Take the material below and retype it in full; pictures are left out.

╔══

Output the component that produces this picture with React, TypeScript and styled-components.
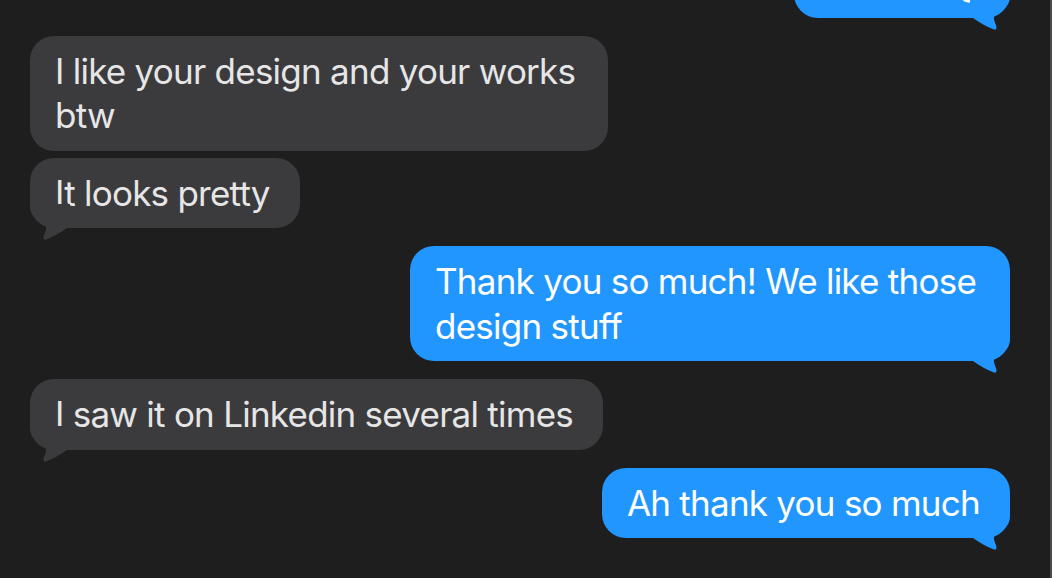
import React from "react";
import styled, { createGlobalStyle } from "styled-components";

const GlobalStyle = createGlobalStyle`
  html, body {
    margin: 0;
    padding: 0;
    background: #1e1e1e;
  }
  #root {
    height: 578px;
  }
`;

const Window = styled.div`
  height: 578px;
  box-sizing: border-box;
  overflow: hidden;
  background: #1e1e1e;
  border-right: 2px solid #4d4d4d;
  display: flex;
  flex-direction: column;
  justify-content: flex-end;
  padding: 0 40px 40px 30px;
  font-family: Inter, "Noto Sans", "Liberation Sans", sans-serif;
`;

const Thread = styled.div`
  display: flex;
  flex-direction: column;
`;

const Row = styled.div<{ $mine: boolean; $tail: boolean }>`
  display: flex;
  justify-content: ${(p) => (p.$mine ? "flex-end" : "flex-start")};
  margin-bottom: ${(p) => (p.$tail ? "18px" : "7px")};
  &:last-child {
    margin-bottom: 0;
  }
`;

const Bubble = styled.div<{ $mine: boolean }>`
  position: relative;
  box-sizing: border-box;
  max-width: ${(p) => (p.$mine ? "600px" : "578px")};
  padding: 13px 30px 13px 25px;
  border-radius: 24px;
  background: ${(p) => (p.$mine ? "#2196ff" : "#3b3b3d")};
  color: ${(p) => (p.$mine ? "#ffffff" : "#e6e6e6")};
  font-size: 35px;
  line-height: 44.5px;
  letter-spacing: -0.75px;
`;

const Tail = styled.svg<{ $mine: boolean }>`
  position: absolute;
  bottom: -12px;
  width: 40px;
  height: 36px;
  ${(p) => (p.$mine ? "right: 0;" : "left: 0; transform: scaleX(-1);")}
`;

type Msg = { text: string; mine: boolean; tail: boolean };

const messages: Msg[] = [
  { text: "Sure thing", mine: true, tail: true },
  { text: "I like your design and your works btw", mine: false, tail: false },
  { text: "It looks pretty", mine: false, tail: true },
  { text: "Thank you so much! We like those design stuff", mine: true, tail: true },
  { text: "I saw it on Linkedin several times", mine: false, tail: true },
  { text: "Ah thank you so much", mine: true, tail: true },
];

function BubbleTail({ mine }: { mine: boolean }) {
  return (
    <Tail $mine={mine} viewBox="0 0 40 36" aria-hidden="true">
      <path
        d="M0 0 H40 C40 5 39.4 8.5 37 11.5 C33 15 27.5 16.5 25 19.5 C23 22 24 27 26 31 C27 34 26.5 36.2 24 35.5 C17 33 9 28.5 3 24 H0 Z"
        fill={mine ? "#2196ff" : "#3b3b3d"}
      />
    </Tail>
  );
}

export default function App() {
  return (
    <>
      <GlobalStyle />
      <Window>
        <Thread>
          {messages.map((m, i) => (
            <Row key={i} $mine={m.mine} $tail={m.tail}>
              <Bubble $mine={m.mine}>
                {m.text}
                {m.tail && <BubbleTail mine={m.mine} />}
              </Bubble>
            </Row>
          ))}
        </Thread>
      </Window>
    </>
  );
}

╚══

__Solution to the problem__.
Output the component that produces this picture with React, TypeScript and styled-components.
import React from "react";
import styled, { createGlobalStyle } from "styled-components";

const GlobalStyle = createGlobalStyle`
  html, body {
    margin: 0;
    padding: 0;
    background: #1e1e1e;
  }
  #root {
    height: 578px;
  }
`;

const Window = styled.div`
  height: 578px;
  box-sizing: border-box;
  overflow: hidden;
  background: #1e1e1e;
  border-right: 2px solid #4d4d4d;
  display: flex;
  flex-direction: column;
  justify-content: flex-end;
  padding: 0 40px 40px 30px;
  font-family: Inter, "Noto Sans", "Liberation Sans", sans-serif;
`;

const Thread = styled.div`
  display: flex;
  flex-direction: column;
`;

const Row = styled.div<{ $mine: boolean; $tail: boolean }>`
  display: flex;
  justify-content: ${(p) => (p.$mine ? "flex-end" : "flex-start")};
  margin-bottom: ${(p) => (p.$tail ? "18px" : "7px")};
  &:last-child {
    margin-bottom: 0;
  }
`;

const Bubble = styled.div<{ $mine: boolean }>`
  position: relative;
  box-sizing: border-box;
  max-width: ${(p) => (p.$mine ? "600px" : "578px")};
  padding: 13px 30px 13px 25px;
  border-radius: 24px;
  background: ${(p) => (p.$mine ? "#2196ff" : "#3b3b3d")};
  color: ${(p) => (p.$mine ? "#ffffff" : "#e6e6e6")};
  font-size: 35px;
  line-height: 44.5px;
  letter-spacing: -0.75px;
`;

const Tail = styled.svg<{ $mine: boolean }>`
  position: absolute;
  bottom: -12px;
  width: 40px;
  height: 36px;
  ${(p) => (p.$mine ? "right: 0;" : "left: 0; transform: scaleX(-1);")}
`;

type Msg = { text: string; mine: boolean; tail: boolean };

const messages: Msg[] = [
  { text: "Sure thing", mine: true, tail: true },
  { text: "I like your design and your works btw", mine: false, tail: false },
  { text: "It looks pretty", mine: false, tail: true },
  { text: "Thank you so much! We like those design stuff", mine: true, tail: true },
  { text: "I saw it on Linkedin several times", mine: false, tail: true },
  { text: "Ah thank you so much", mine: true, tail: true },
];

function BubbleTail({ mine }: { mine: boolean }) {
  return (
    <Tail $mine={mine} viewBox="0 0 40 36" aria-hidden="true">
      <path
        d="M0 0 H40 C40 5 39.4 8.5 37 11.5 C33 15 27.5 16.5 25 19.5 C23 22 24 27 26 31 C27 34 26.5 36.2 24 35.5 C17 33 9 28.5 3 24 H0 Z"
        fill={mine ? "#2196ff" : "#3b3b3d"}
      />
    </Tail>
  );
}

export default function App() {
  return (
    <>
      <GlobalStyle />
      <Window>
        <Thread>
          {messages.map((m, i) => (
            <Row key={i} $mine={m.mine} $tail={m.tail}>
              <Bubble $mine={m.mine}>
                {m.text}
                {m.tail && <BubbleTail mine={m.mine} />}
              </Bubble>
            </Row>
          ))}
        </Thread>
      </Window>
    </>
  );
}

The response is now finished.